Audra came back after intermission for an encore solo number. The audience that night was filled with Audra's fans and family, including some of the folks who helped her get there.

“I am very proud of Audra for all her accomplishments and that I taught her for six years at VVS,” said her former music teacher Sue Tyler.

OAAC President Tom Donegan admitted they had a little snafu in the behind-the-scenes production that evening. He told the audience Franc not only took it in stride as a true professional, but even worried that someone in the OAAC might lose his or her job over the dilemma. Tom admitted they were all volunteers, so that wasn't likely, but complimented Franc for his compassion for the amateurs.

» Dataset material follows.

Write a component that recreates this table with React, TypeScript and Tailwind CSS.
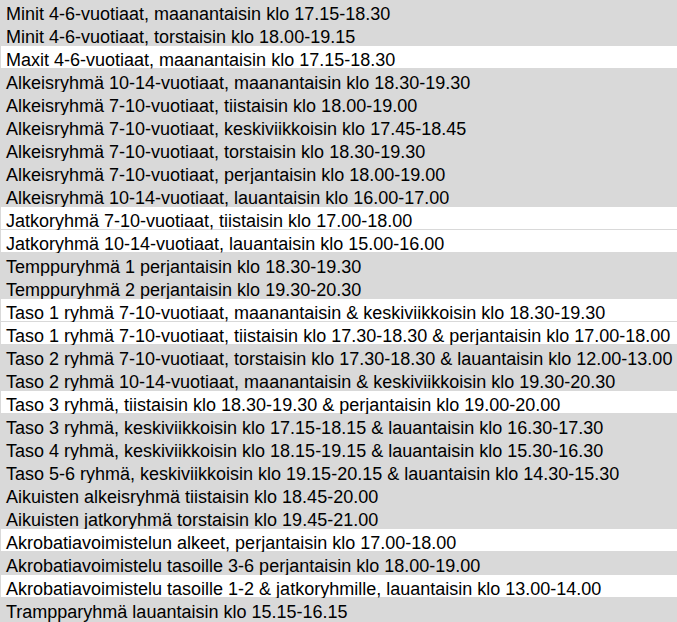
const rows: [string, boolean][] = [
  ['Minit 4-6-vuotiaat, maanantaisin klo 17.15-18.30', true],
  ['Minit 4-6-vuotiaat, torstaisin klo 18.00-19.15', true],
  ['Maxit 4-6-vuotiaat, maanantaisin klo 17.15-18.30', false],
  ['Alkeisryhmä 10-14-vuotiaat, maanantaisin klo 18.30-19.30', true],
  ['Alkeisryhmä 7-10-vuotiaat, tiistaisin klo 18.00-19.00', true],
  ['Alkeisryhmä 7-10-vuotiaat, keskiviikkoisin klo 17.45-18.45', true],
  ['Alkeisryhmä 7-10-vuotiaat, torstaisin klo 18.30-19.30', true],
  ['Alkeisryhmä 7-10-vuotiaat, perjantaisin klo 18.00-19.00', true],
  ['Alkeisryhmä 10-14-vuotiaat, lauantaisin klo 16.00-17.00', true],
  ['Jatkoryhmä 7-10-vuotiaat, tiistaisin klo 17.00-18.00', false],
  ['Jatkoryhmä 10-14-vuotiaat, lauantaisin klo 15.00-16.00', false],
  ['Temppuryhmä 1 perjantaisin klo 18.30-19.30', true],
  ['Temppuryhmä 2 perjantaisin klo 19.30-20.30', true],
  ['Taso 1 ryhmä 7-10-vuotiaat, maanantaisin & keskiviikkoisin klo 18.30-19.30', false],
  ['Taso 1 ryhmä 7-10-vuotiaat, tiistaisin klo 17.30-18.30 & perjantaisin klo 17.00-18.00', false],
  ['Taso 2 ryhmä 7-10-vuotiaat, torstaisin klo 17.30-18.30 & lauantaisin klo 12.00-13.00', true],
  ['Taso 2 ryhmä 10-14-vuotiaat, maanantaisin & keskiviikkoisin klo 19.30-20.30', true],
  ['Taso 3 ryhmä, tiistaisin klo 18.30-19.30 & perjantaisin klo 19.00-20.00', false],
  ['Taso 3 ryhmä, keskiviikkoisin klo 17.15-18.15 & lauantaisin klo 16.30-17.30', true],
  ['Taso 4 ryhmä, keskiviikkoisin klo 18.15-19.15 & lauantaisin klo 15.30-16.30', true],
  ['Taso 5-6 ryhmä, keskiviikkoisin klo 19.15-20.15 & lauantaisin klo 14.30-15.30', true],
  ['Aikuisten alkeisryhmä tiistaisin klo 18.45-20.00', true],
  ['Aikuisten jatkoryhmä torstaisin klo 19.45-21.00', true],
  ['Akrobatiavoimistelun alkeet, perjantaisin klo 17.00-18.00', false],
  ['Akrobatiavoimistelu tasoille 3-6 perjantaisin klo 18.00-19.00', true],
  ['Akrobatiavoimistelu tasoille 1-2 & jatkoryhmille, lauantaisin klo 13.00-14.00', false],
  ['Trampparyhmä lauantaisin klo 15.15-16.15', true],
]

export default function App() {
  return (
    <div className="w-[677px] h-[622px] bg-[#d9d9d9] flex flex-col gap-px overflow-hidden font-['Liberation_Sans',Arial,sans-serif] text-[18px] text-black">
      {rows.map(([text, gray]) => (
        <div
          key={text}
          className={
            gray
              ? 'h-[22px] shrink-0 bg-[#d9d9d9] pl-[6px] pt-[4px] leading-[20px] whitespace-nowrap'
              : 'h-[22px] shrink-0 bg-white border-l border-[#d9d9d9] pl-[5px] pt-[4px] leading-[20px] whitespace-nowrap'
          }
        >
          {text}
        </div>
      ))}
    </div>
  )
}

After the show, Franc met with the audience, signing autographs and chatting with fans old and new. Gregarious and accessible, he graciously shook hands with his well-wishers with a genuine camaraderie that was warm and welcoming to all of the folks at the Oneida appearance. The people might not have been fans when they arrived, like myself, but they certainly were when he left, also like myself.

Franc travels all over the United States and beyond with his two-man show, but he intimated some upcoming plans that will thrill New York City stage musical fans -- within the next couple of years, he expects to be back on Broadway. He didn't say if he intends to try for the Phantom role again or something new, but wherever he ends up it's guaranteed to be a high quality performance from a true professional.

There's still a chance to get in on the fun -- Franc's CD "Franc D'Ambrosio's Broadway" is available from your favorite music vendor, as is his companion disc of Hollywood favorites. Even Barry Manilow has Franc's music on his iPod, so you know it's got to be good.